The Business Ecosystem
Today, the Beckham brand operates across multiple industries simultaneously. He holds equity in Formula One through a reported stake-related arrangement, maintains fashion and fragrance lines that have generated hundreds of millions in revenue across two decades, serves as an ambassador for Adidas, Qatar tourism, various luxury goods companies, and a rotating portfolio of global partners.
He has produced an acclaimed Netflix documentary — Beckham — that reintroduced him to younger audiences as a three-dimensional human being rather than a tabloid archetype. The series was watched by millions and generated genuine critical respect, not something that football documentaries routinely achieve.
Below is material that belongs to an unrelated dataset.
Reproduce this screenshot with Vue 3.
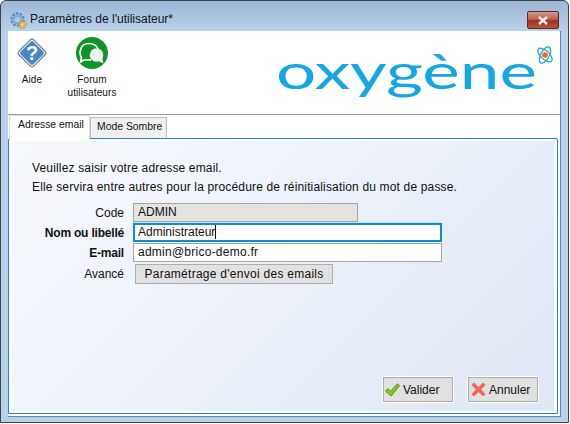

His Academy projects in the United States and United Kingdom connect the commercial operation to genuine grassroots football development. His charity work spans UNICEF and multiple anti-poverty initiatives. These are not token gestures. They form part of a carefully maintained public identity that has evolved from footballer, to celebrity, to businessman, to — in his own preferred framing — someone trying to build something lasting.
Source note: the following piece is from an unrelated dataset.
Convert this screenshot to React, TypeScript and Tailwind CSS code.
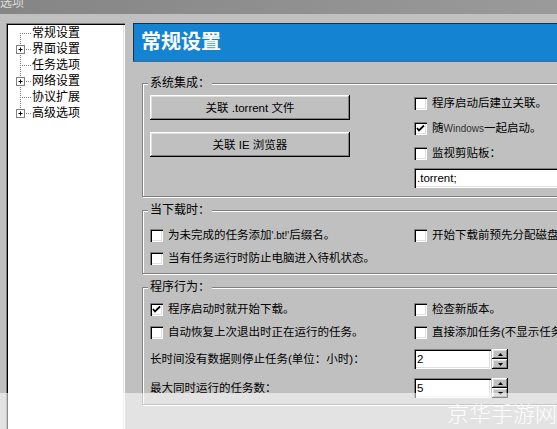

What the Beckham Story Actually Means for Football
The David Beckham global brand provokes two contradictory reactions in football. The first is admiration: here is someone who maximised every asset available to him, made smart decisions at every fork in the road, and built something that will outlast most clubs’ trophy cabinets. The second is unease: did the commercial operation distort the sporting story? Did the brand come to overshadow the footballer?
The honest answer is that both things are true. Beckham was a genuinely elite footballer for the best years of his career — a player whose technical gifts in the delivery of a ball were world-class, whose reading of wide positions in the Treble-winning Manchester United system was tactically intelligent, and whose set-piece contribution to major moments was beyond statistical measurement.
He was also a man who understood, earlier and more clearly than almost anyone else in sport, that the game was changing — that television, sponsorship, global broadcast rights, and social media were creating a new kind of sports celebrity whose influence could extend far beyond the pitch and far beyond retirement.
He positioned himself for that world while still playing in the old one. That, more than any goal or trophy, is the remarkable thing.